* THE PROBLEM *
Retype the material below. Keep every word exactly as it is.

* DATA *
-*-*-

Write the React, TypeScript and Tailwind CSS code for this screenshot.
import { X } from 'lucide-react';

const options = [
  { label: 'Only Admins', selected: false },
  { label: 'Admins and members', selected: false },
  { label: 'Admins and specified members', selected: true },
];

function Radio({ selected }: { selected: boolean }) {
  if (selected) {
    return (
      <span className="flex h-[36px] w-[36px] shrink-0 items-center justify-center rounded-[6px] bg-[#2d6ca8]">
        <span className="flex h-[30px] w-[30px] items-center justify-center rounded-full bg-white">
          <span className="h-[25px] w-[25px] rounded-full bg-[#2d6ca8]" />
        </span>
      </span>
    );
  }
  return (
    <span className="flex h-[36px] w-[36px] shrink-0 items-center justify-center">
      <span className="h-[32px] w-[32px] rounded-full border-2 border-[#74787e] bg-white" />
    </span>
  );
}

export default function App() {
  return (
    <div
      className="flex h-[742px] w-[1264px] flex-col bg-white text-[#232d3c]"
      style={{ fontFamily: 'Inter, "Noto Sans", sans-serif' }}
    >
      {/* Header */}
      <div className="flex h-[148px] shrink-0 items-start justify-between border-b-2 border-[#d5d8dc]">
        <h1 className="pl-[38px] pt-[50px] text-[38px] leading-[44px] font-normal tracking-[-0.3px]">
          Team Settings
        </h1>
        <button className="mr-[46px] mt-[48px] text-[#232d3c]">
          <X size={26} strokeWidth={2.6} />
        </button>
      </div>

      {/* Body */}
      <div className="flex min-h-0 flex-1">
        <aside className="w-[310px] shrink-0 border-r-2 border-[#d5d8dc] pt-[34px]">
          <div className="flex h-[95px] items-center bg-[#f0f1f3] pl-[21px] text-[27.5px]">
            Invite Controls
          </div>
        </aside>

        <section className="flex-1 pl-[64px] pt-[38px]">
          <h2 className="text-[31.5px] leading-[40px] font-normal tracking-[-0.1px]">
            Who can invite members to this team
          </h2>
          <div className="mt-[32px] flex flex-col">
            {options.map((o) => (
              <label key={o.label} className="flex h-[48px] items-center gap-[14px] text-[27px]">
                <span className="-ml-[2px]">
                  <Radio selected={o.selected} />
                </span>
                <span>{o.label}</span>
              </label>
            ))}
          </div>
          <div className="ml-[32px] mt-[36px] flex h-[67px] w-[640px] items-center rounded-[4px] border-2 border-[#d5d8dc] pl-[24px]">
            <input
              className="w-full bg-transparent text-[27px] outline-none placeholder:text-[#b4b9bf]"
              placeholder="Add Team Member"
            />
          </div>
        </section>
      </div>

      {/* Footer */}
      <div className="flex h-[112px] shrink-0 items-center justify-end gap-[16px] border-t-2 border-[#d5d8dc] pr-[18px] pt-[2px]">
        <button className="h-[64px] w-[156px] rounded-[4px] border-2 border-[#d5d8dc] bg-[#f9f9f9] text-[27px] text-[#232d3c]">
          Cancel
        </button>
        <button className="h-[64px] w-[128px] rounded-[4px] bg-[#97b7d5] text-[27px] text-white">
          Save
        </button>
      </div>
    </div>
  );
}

-*-*-

* ANSWER BELOW *
Write the React, TypeScript and Tailwind CSS code for this screenshot.
import { X } from 'lucide-react';

const options = [
  { label: 'Only Admins', selected: false },
  { label: 'Admins and members', selected: false },
  { label: 'Admins and specified members', selected: true },
];

function Radio({ selected }: { selected: boolean }) {
  if (selected) {
    return (
      <span className="flex h-[36px] w-[36px] shrink-0 items-center justify-center rounded-[6px] bg-[#2d6ca8]">
        <span className="flex h-[30px] w-[30px] items-center justify-center rounded-full bg-white">
          <span className="h-[25px] w-[25px] rounded-full bg-[#2d6ca8]" />
        </span>
      </span>
    );
  }
  return (
    <span className="flex h-[36px] w-[36px] shrink-0 items-center justify-center">
      <span className="h-[32px] w-[32px] rounded-full border-2 border-[#74787e] bg-white" />
    </span>
  );
}

export default function App() {
  return (
    <div
      className="flex h-[742px] w-[1264px] flex-col bg-white text-[#232d3c]"
      style={{ fontFamily: 'Inter, "Noto Sans", sans-serif' }}
    >
      {/* Header */}
      <div className="flex h-[148px] shrink-0 items-start justify-between border-b-2 border-[#d5d8dc]">
        <h1 className="pl-[38px] pt-[50px] text-[38px] leading-[44px] font-normal tracking-[-0.3px]">
          Team Settings
        </h1>
        <button className="mr-[46px] mt-[48px] text-[#232d3c]">
          <X size={26} strokeWidth={2.6} />
        </button>
      </div>

      {/* Body */}
      <div className="flex min-h-0 flex-1">
        <aside className="w-[310px] shrink-0 border-r-2 border-[#d5d8dc] pt-[34px]">
          <div className="flex h-[95px] items-center bg-[#f0f1f3] pl-[21px] text-[27.5px]">
            Invite Controls
          </div>
        </aside>

        <section className="flex-1 pl-[64px] pt-[38px]">
          <h2 className="text-[31.5px] leading-[40px] font-normal tracking-[-0.1px]">
            Who can invite members to this team
          </h2>
          <div className="mt-[32px] flex flex-col">
            {options.map((o) => (
              <label key={o.label} className="flex h-[48px] items-center gap-[14px] text-[27px]">
                <span className="-ml-[2px]">
                  <Radio selected={o.selected} />
                </span>
                <span>{o.label}</span>
              </label>
            ))}
          </div>
          <div className="ml-[32px] mt-[36px] flex h-[67px] w-[640px] items-center rounded-[4px] border-2 border-[#d5d8dc] pl-[24px]">
            <input
              className="w-full bg-transparent text-[27px] outline-none placeholder:text-[#b4b9bf]"
              placeholder="Add Team Member"
            />
          </div>
        </section>
      </div>

      {/* Footer */}
      <div className="flex h-[112px] shrink-0 items-center justify-end gap-[16px] border-t-2 border-[#d5d8dc] pr-[18px] pt-[2px]">
        <button className="h-[64px] w-[156px] rounded-[4px] border-2 border-[#d5d8dc] bg-[#f9f9f9] text-[27px] text-[#232d3c]">
          Cancel
        </button>
        <button className="h-[64px] w-[128px] rounded-[4px] bg-[#97b7d5] text-[27px] text-white">
          Save
        </button>
      </div>
    </div>
  );
}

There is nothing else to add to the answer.